Rev. Henry White (1833 – 7 October 1890, London) was a priest of the Church of England and the chaplain of the Queen's Chapel of the Savoy.

After education at King's College London and Worcester College, Oxford, Henry White was ordained deacon in 1859 and priest in 1860 by the then Archbishop of Canterbury John Bird Sumner. White's first curacy was at Dover, but in 1860 Queen Victoria appointed him to the chaplaincy of the Chapel Royal, Savoy, where he ministered until his death at age 56. He was appointed Hon. Chaplain-in-Ordinary to the Queen in 1870 and Chaplain-in-Ordinary to the Queen in 1873. From 1869 to 1874 White was Chaplain to the House of Commons and was reappointed in 1889.

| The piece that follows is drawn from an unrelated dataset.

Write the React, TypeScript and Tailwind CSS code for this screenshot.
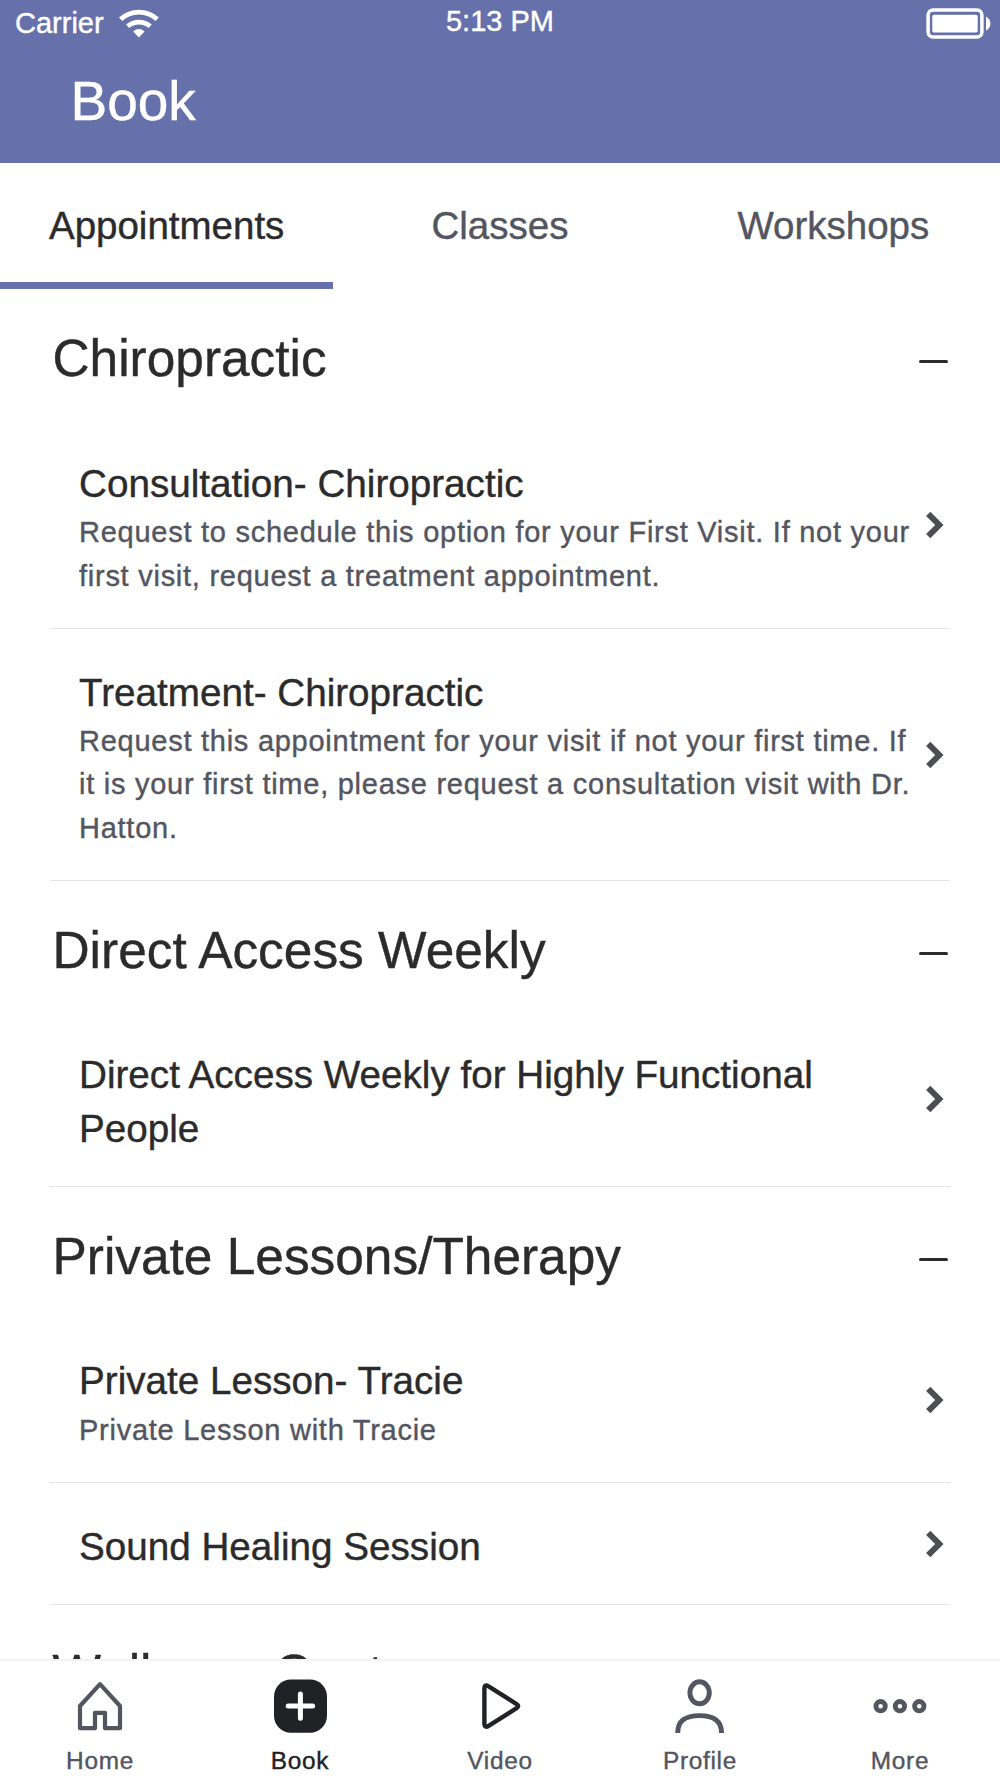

Mr. White is the Alban Butler of the Anglican Church, although he has not formulated his peculiar knowledge into bulky volumes, but he knows, mentally, all that these chroniclers of the Saints have left on closely written pages and in unedited manuscript. It would be a rare occurrence if Mr. White were to pencil a sermon without introducing the names of a galaxy of the Fathers of the Church, Ambrose, Augustine, Basil, Cyril, and Bonaventure seeming to be especial favourites of the Chaplain of the Savoy.

Mr. White was in great request as an officiant at marriages, and the kind of confidential manner in which he addressed brides and bridegrooms was very impressive. ... He had a great many acquaintances among members of the theatrical profession, and in music, the drama, and literature he took an intelligent interest. He was very fond of travelling, and always threw off his clerical attire when off duty.

On Sunday 11 October 1891 the Henry White Memorial Window by Clayton and Bell was unveiled at the Royal Chapel, Savoy.